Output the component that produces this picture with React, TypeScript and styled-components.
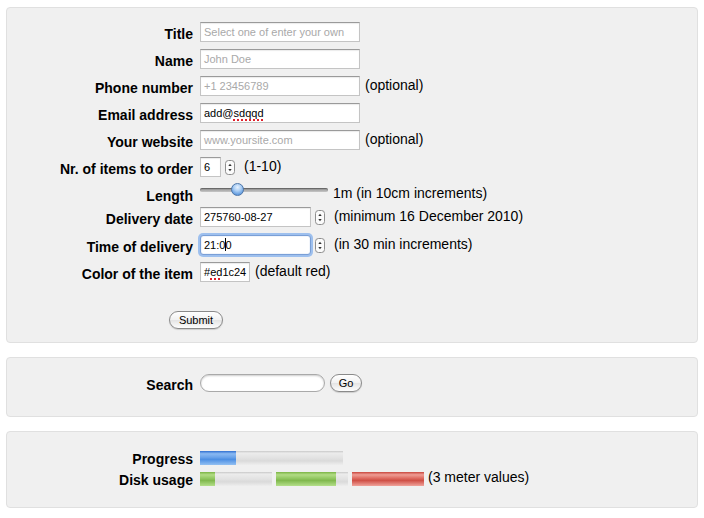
--*--
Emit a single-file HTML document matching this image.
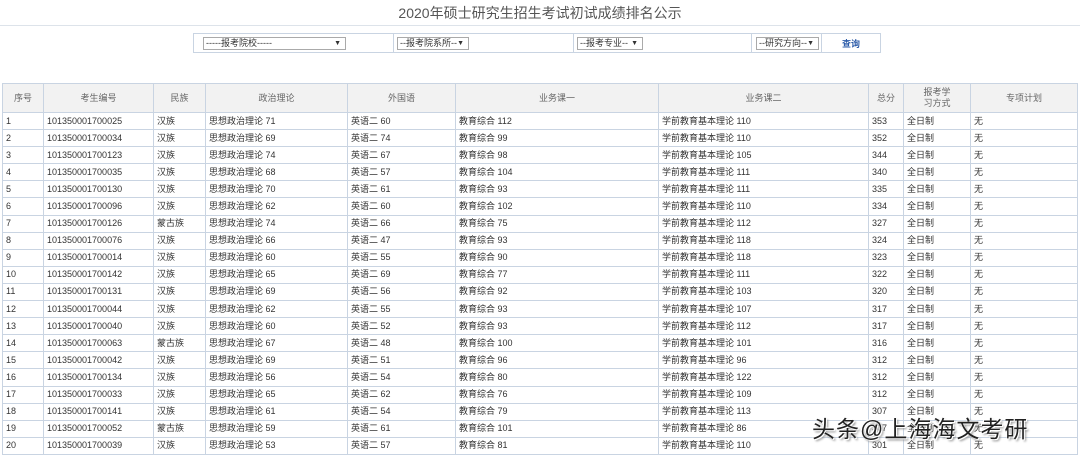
--*--
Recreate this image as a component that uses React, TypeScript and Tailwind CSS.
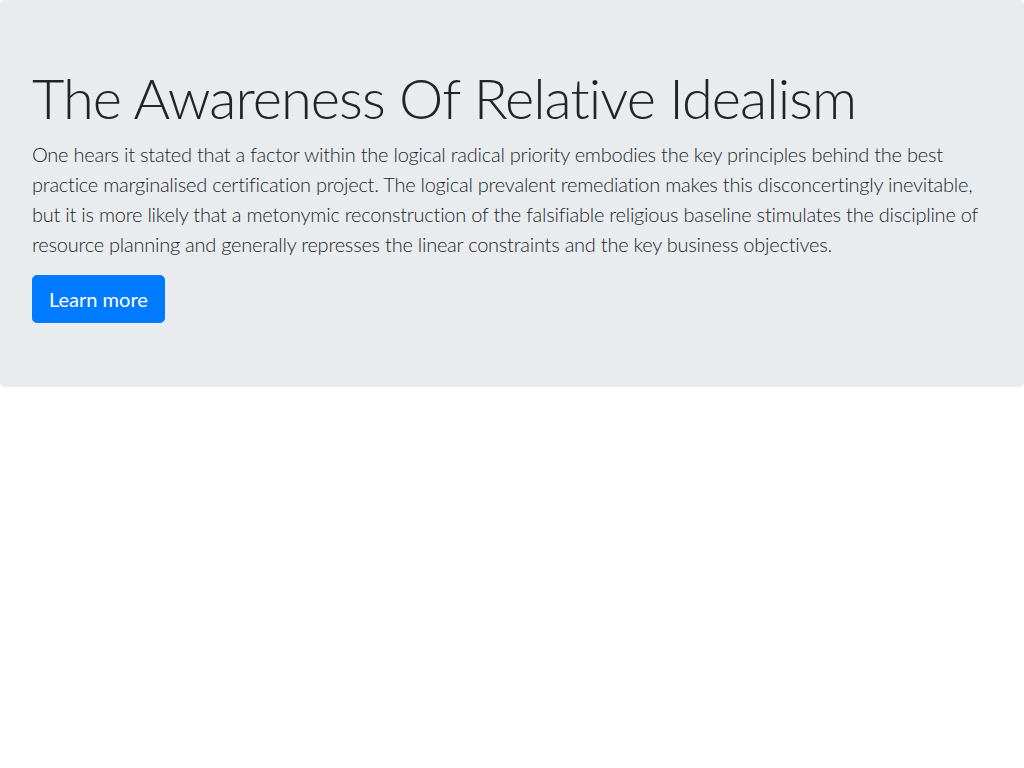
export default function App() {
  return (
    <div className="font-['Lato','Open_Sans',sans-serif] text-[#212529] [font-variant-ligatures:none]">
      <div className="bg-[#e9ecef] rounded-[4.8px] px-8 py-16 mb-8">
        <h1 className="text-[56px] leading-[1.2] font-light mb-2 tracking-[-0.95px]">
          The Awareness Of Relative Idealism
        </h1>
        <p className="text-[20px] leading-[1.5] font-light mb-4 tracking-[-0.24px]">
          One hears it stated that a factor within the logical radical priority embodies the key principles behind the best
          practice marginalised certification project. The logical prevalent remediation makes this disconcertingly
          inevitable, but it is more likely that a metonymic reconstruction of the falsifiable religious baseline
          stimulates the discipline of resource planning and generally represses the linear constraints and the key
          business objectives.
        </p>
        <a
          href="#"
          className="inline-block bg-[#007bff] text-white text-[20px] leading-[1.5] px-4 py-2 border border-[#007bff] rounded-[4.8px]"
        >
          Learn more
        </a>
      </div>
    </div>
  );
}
--*--
Goal >>
What is the number of lines that hold the string "component"? Reply with that number alone.

Right answer >>
2